[SUPPLIED INFORMATION]

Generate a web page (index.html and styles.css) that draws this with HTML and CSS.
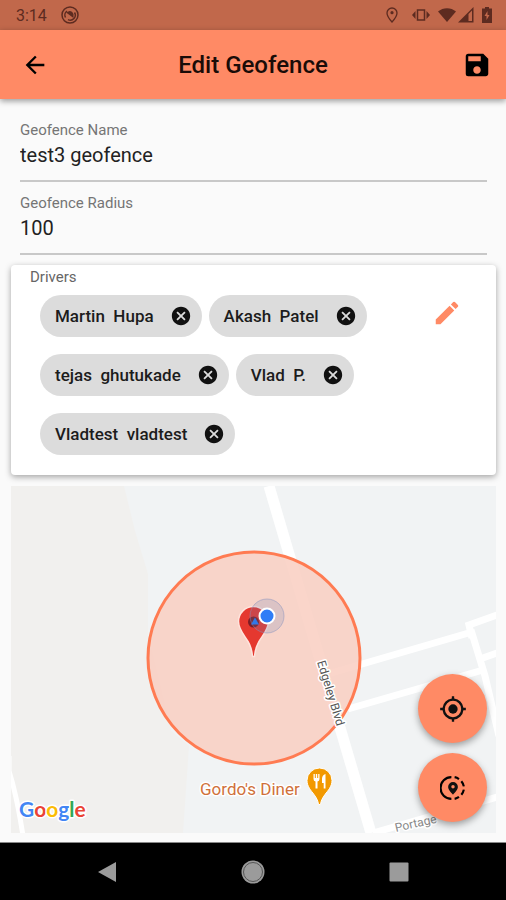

---

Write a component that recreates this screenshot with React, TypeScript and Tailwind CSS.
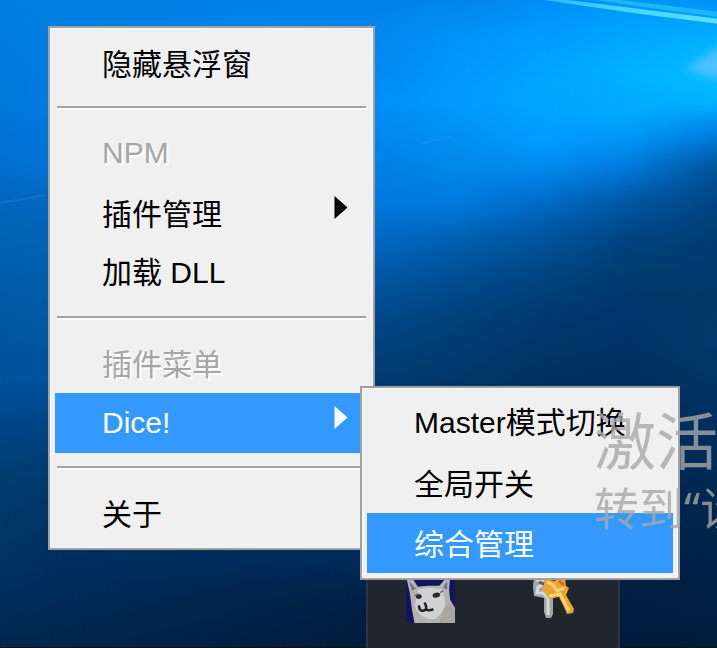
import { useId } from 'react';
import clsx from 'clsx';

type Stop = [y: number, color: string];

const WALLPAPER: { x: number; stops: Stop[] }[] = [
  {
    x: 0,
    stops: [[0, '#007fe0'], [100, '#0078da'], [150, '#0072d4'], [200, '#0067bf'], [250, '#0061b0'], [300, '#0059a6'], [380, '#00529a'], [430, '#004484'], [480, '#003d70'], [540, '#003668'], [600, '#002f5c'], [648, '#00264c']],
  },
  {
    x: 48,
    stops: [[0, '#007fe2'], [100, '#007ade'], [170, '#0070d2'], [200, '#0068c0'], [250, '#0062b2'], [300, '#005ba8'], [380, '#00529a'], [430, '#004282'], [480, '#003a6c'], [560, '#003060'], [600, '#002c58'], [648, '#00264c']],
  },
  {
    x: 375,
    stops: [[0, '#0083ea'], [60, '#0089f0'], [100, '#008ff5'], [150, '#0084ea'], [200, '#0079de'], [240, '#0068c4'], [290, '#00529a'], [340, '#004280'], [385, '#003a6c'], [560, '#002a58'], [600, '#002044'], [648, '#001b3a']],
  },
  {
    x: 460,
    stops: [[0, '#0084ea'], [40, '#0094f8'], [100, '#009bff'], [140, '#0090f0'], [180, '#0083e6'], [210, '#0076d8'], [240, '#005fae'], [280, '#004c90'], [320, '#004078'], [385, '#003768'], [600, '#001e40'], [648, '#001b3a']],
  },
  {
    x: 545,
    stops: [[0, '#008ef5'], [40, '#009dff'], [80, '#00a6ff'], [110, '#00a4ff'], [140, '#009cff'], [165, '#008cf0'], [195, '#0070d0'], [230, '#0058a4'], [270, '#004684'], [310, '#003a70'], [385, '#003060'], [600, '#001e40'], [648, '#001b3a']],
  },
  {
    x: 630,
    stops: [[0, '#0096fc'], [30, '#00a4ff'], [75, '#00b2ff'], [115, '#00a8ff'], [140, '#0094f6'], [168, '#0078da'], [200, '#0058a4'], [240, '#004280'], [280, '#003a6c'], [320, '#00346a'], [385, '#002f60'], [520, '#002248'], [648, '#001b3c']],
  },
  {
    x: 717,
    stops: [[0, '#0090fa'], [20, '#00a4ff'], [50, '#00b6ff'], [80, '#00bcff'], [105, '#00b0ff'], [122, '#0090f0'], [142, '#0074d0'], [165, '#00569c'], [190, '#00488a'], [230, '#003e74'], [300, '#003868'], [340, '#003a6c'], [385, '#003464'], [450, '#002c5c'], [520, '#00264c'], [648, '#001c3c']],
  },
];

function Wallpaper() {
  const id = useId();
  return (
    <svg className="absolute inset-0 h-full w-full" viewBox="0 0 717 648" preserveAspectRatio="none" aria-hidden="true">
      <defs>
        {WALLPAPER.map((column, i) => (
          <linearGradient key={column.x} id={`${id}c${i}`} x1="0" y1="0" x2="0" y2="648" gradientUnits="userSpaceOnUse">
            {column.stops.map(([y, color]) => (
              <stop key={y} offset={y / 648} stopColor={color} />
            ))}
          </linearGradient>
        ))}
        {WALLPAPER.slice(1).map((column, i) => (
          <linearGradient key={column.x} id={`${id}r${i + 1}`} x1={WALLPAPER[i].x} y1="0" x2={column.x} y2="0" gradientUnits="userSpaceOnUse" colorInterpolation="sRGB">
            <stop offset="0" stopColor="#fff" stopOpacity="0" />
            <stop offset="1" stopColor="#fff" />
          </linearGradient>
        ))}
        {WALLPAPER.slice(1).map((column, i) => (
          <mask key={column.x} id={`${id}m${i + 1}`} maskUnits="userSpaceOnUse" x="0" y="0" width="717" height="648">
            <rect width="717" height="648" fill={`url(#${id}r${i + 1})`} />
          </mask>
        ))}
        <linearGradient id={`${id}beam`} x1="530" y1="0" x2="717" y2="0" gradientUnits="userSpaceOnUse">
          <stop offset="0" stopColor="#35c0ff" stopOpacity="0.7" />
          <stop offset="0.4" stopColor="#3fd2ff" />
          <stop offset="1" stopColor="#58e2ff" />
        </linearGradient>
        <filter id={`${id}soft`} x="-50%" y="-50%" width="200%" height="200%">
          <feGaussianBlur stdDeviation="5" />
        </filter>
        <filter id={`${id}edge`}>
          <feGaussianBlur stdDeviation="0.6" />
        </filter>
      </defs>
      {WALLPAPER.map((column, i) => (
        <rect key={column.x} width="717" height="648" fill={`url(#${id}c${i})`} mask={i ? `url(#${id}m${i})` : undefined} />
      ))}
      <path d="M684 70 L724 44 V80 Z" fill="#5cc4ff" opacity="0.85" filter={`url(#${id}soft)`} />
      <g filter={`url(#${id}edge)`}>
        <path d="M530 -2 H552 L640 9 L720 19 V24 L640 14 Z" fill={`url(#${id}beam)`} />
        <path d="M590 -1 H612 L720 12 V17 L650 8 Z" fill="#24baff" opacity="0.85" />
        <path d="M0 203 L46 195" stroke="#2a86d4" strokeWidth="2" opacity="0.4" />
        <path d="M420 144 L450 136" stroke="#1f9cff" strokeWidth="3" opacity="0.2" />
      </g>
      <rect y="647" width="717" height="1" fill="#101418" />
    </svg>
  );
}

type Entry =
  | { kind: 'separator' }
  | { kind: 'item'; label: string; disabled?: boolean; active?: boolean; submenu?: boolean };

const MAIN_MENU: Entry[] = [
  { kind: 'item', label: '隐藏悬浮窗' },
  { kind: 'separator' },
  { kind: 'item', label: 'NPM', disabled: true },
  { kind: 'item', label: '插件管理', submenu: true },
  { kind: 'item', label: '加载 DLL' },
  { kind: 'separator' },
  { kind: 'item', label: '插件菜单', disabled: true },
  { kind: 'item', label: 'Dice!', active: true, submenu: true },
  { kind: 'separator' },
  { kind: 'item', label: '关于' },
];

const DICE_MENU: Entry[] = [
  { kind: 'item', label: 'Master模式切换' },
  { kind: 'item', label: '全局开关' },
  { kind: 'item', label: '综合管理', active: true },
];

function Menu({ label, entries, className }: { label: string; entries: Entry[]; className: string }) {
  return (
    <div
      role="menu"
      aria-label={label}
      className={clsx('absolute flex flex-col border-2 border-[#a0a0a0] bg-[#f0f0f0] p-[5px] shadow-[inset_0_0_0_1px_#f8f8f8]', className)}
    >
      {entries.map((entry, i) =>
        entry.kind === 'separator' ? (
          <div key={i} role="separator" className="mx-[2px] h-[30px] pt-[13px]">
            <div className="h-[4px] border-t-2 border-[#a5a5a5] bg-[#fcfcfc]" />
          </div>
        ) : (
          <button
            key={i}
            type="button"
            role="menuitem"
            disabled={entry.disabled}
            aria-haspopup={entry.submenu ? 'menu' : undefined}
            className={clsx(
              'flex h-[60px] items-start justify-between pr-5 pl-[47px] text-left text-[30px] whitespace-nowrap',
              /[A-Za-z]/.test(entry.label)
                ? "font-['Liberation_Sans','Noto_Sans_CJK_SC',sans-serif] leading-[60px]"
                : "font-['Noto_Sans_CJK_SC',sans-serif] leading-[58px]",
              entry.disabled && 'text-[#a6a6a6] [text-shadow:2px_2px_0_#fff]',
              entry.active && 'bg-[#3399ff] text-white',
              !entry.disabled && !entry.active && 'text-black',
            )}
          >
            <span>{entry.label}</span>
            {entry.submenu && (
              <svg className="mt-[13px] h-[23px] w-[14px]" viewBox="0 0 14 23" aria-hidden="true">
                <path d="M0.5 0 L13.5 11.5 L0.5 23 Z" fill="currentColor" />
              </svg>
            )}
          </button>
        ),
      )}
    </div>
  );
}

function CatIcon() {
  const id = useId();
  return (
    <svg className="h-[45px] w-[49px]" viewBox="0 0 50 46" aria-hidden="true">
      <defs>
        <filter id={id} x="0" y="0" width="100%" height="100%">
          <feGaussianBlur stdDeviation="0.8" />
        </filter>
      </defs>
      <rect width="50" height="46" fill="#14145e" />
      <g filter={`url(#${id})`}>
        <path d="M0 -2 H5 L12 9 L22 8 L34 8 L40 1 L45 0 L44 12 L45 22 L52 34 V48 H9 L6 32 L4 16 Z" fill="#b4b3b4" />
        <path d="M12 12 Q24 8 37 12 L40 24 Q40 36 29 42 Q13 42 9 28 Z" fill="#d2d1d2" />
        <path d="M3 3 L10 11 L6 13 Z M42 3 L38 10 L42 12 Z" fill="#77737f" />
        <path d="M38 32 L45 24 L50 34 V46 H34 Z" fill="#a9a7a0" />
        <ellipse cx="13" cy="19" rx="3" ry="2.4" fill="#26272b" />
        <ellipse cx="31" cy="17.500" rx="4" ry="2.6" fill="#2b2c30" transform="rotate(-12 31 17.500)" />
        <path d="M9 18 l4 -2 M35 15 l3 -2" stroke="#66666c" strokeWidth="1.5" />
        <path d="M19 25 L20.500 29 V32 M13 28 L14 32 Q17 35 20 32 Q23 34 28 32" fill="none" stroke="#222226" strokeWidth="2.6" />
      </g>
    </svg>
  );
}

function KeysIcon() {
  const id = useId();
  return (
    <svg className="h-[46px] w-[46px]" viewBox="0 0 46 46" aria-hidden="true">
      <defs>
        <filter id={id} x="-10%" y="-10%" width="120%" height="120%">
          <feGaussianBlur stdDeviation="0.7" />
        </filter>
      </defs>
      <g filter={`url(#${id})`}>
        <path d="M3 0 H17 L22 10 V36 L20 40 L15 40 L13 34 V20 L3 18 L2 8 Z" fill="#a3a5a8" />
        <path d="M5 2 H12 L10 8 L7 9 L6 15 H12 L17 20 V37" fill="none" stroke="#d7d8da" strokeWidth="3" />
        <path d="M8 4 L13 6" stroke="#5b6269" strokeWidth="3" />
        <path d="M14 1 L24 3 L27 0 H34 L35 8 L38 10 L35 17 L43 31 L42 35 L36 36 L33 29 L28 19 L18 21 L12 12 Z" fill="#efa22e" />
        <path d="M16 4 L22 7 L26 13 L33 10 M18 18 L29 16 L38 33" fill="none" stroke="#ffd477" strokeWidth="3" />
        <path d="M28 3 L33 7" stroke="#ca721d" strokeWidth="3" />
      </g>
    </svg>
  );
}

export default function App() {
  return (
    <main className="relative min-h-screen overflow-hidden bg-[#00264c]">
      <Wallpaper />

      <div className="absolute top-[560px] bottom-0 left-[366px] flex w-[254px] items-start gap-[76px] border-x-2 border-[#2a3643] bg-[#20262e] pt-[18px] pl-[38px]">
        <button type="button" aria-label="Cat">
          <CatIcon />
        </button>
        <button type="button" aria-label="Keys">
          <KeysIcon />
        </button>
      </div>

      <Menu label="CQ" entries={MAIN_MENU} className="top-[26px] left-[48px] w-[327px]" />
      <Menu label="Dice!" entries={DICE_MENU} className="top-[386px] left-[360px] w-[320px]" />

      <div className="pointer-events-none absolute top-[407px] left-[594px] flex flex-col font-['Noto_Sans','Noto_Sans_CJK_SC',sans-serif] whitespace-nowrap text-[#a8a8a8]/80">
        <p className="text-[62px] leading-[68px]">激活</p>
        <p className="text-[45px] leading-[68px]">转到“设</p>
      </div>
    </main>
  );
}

[TASK REQUIREMENTS] In the listing above, find the line with "Write a component" and the line with "type Stop = [y: number, color: string];". Copy exactly those lines and all between them, minus the images.

[IN RESPONSE]
Write a component that recreates this screenshot with React, TypeScript and Tailwind CSS.
import { useId } from 'react';
import clsx from 'clsx';

type Stop = [y: number, color: string];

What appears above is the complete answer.